There is also an interview with Ashraf al-Ajrami — identified first as “Gaza resident” and then as minister of prisoners’ affairs for the Palestinian Authority from 2007 to 2009 — speaking about the impact of conflict on Gaza, as well as Hamas’ rise to leadership. He is the sole voice of “on the ground” Gaza and provides valuable but disturbing insight into how Hamas seized control and amplified the violence.
But overall, this is an Israeli narrative on how Iron Dome has helped mitigate the impact of rockets from Gaza by intercepting more than 1,200 missiles.
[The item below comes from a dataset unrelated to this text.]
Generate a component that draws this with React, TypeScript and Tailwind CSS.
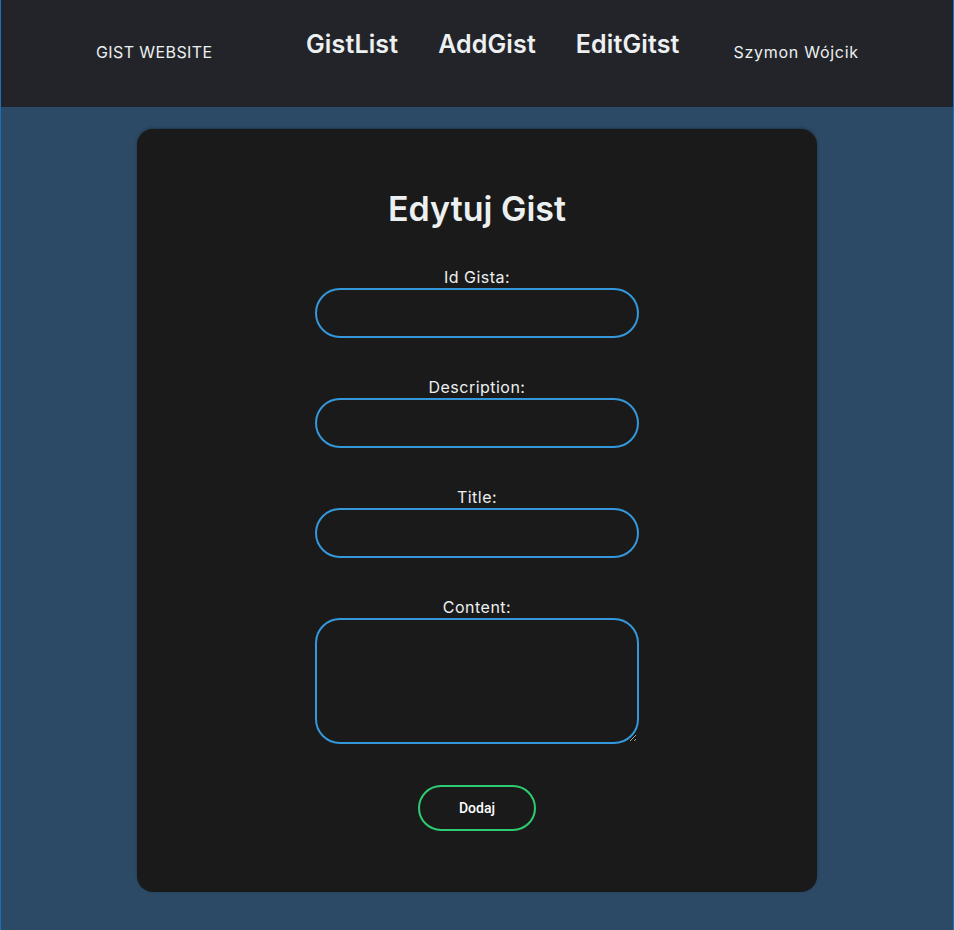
import React from "react";

const font = { fontFamily: "Inter, 'Noto Sans', sans-serif" };

function Field({ label, area }: { label: string; area?: boolean }) {
  return (
    <div className="flex flex-col items-center">
      <label className="text-[16px] leading-[20px] tracking-[0.03em] text-[#ecf0f1]">{label}</label>
      {area ? (
        <textarea className="mt-[1px] h-[126px] w-[324px] rounded-[25px] border-2 border-[#3498db] bg-transparent outline-none" />
      ) : (
        <input className="mt-[1px] h-[50px] w-[324px] rounded-full border-2 border-[#3498db] bg-transparent outline-none" />
      )}
    </div>
  );
}

export default function App() {
  return (
    <div
      className="min-h-screen w-full border-x border-[#1f6fba] bg-[#2c4a66] pb-[39px]"
      style={font}
    >
      <header className="flex h-[107px] items-start bg-[#232429] text-[#ecf0f1]">
        <div className="ml-[95px] mt-[42px] w-[210px] text-[16px] leading-[20px] tracking-[0.025em]">
          GIST WEBSITE
        </div>
        <nav className="mt-[28px] flex gap-[40px] text-[25px] font-semibold leading-[32px] tracking-[0.005em]">
          <a>GistList</a>
          <a>AddGist</a>
          <a>EditGitst</a>
        </nav>
        <div className="ml-[54px] mt-[42px] text-[16px] leading-[20px] tracking-[0.045em]">
          Szymon Wójcik
        </div>
      </header>
      <main className="flex justify-center pt-[22px]">
        <div className="flex w-[680px] flex-col items-center rounded-[16px] bg-[#1a1a1a] pb-[61px] pt-[60px] shadow-[0_-1px_3px_rgba(0,0,0,0.3)]">
          <h1 className="text-[34px] font-semibold leading-[40px] text-[#ecf0f1]">Edytuj Gist</h1>
          <form className="mt-[38px] flex flex-col gap-[39px]">
            <Field label="Id Gista:" />
            <Field label="Description:" />
            <Field label="Title:" />
            <Field label="Content:" area />
            <div className="mt-[2px] flex justify-center">
              <button
                type="button"
                className="h-[46px] w-[118px] rounded-full border-2 border-[#2ecc71] bg-transparent text-[14px] font-medium text-white"
                style={{ fontFamily: "Roboto, 'Liberation Sans', sans-serif" }}
              >
                Dodaj
              </button>
            </div>
          </form>
        </div>
      </main>
    </div>
  );
}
In the episode “Death From Above,” the death of a 4-year-old prompts Israel’s Ministry of Defense to examine how to further protect southern communities from indiscriminate rocket attacks. “The Heavens Can Wait” chronicles the rise of Hamas in Gaza and the increase of rocket attacks in Southern Israel and the choice between the Nautilus, an American laser system, and Iron Dome, which at the time seems impossible. “The Sheltering Sky” charts the implementation of Iron Dome and assesses its impact.
The series contains facts and anecdotes, some of them more quirky than you might expect in a sobering documentary about a quest to develop defense technology that chronicles violent loss and citizen unrest. For instance, the system was almost named Kippat Zahav, or “Gold Dome,” but Danny Gold thought it sounded too fancy and didn’t want people to think he’d named it after himself. At another point, Iron Dome inventor Chanoch Levin shares how he was inspired by his son’s remote-controlled car when he realized that several of the toy car’s parts were similar to the parts needed for the missile. “It’s the first missile in the world with parts from Toys R Us,” Levin said.
The series also shows the impact on Israel’s children. A cartoon features an animated missile that explains how Iron Dome works. One scene shows children singing about the red-alert system that tells them to “hurry, hurry, hurry, to a secure place; hurry, hurry, hurry, because now it’s a little dangerous,” and after they hear the “boom, efshar lakum,” they can get up from their crouched, under-desk protective positions.
The Iron Dome system has its naysayers, most prominently aerospace engineer Moti Sheffer, a 50-year veteran of Rafael Advanced Defense Systems, who calls the project a sham, the results exaggerated and the interceptions a “sound and light show.”
The Izzy media kit maintains that Iron Dome has an overall accuracy rate of at least 85 percent. Each Iron Dome battery costs about $100 million, and each missile within the battery costs $50,000, according to press materials. The system is designed to intercept and destroy short-range rockets and artillery shells fired from distances as close as 2½ miles and as far as 43 miles. But Sderot is still under attack, and former mayor Eli Moyal calls Iron Dome a tool, not a policy.
“In order to solve the problem with Gaza, we need a policy…either use all our might in a military operation and uproot the problem or strive for peace with all our might. Not in between,” Moyal said.